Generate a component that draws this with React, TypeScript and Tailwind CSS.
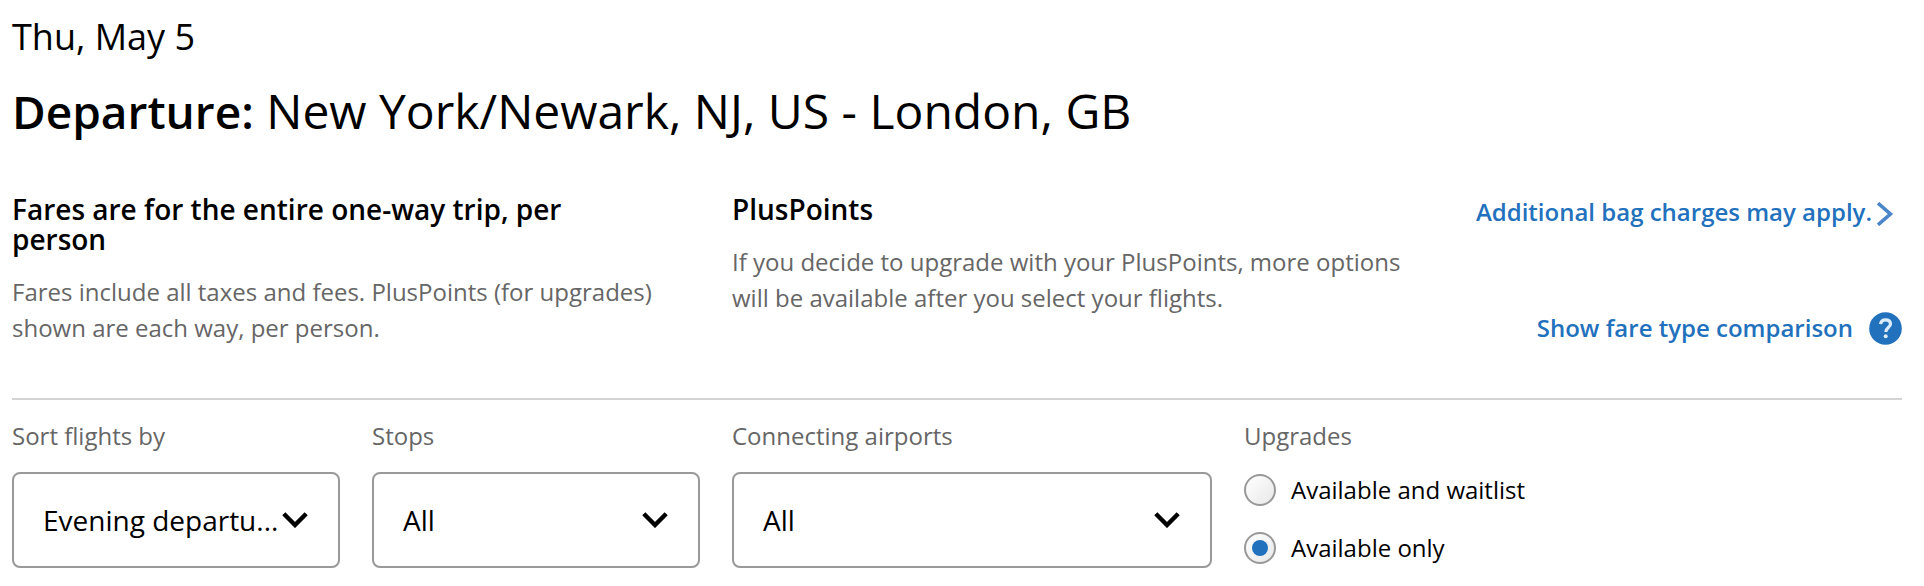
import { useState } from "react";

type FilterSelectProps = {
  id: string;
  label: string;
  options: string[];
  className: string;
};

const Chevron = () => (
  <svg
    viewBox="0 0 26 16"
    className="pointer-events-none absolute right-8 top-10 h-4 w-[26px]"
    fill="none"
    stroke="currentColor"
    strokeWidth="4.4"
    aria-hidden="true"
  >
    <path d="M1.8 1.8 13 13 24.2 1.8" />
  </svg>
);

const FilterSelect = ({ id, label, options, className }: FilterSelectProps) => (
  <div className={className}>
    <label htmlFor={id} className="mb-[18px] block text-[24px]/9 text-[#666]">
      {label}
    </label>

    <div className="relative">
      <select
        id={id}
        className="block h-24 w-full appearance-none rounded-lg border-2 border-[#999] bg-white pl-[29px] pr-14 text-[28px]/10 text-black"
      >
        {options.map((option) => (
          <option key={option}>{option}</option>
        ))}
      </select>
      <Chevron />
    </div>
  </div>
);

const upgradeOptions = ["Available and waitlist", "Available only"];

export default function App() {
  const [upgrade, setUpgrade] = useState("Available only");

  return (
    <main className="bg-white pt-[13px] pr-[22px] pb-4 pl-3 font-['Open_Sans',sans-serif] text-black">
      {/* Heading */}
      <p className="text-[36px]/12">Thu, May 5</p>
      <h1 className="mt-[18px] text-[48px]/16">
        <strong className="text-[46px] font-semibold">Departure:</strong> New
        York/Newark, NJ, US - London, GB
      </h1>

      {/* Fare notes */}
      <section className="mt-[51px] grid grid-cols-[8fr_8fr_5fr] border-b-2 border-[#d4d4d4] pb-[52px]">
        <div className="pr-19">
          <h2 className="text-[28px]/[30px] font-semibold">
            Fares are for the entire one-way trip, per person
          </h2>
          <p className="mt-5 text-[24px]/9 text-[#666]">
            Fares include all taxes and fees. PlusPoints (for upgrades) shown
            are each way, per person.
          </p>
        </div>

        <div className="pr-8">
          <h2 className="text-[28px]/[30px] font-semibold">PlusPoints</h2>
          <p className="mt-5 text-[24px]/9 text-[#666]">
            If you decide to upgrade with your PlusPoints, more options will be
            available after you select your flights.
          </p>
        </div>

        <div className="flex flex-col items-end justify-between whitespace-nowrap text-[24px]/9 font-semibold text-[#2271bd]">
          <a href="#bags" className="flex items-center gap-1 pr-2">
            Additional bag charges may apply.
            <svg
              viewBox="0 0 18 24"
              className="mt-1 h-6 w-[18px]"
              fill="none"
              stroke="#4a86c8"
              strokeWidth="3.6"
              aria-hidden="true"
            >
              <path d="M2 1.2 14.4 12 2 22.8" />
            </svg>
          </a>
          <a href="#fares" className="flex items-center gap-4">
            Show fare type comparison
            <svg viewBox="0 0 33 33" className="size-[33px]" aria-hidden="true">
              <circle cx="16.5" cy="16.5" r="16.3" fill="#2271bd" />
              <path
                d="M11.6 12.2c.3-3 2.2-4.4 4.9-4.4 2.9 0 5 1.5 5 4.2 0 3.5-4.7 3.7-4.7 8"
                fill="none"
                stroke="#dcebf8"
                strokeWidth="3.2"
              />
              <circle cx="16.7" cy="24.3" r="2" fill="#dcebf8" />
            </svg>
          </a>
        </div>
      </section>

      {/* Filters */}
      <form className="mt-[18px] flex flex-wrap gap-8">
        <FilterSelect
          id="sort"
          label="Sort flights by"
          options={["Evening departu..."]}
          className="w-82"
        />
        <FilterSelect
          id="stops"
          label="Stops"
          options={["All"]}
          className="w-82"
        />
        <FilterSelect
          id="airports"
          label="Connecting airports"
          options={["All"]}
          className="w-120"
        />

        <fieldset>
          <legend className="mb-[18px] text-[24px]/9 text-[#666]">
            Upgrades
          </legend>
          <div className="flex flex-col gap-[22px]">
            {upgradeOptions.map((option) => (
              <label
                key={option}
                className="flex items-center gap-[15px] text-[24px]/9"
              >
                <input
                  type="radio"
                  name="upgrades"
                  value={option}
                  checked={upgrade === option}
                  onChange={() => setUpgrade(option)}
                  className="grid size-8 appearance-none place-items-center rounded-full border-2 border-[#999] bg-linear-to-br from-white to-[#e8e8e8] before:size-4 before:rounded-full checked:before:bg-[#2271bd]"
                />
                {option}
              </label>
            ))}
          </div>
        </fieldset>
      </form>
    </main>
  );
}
---*---
What the task requires: Write out each line of the data that holds the string "with".

Answer to the exercise:
Generate a component that draws this with React, TypeScript and Tailwind CSS.
            If you decide to upgrade with your PlusPoints, more options will be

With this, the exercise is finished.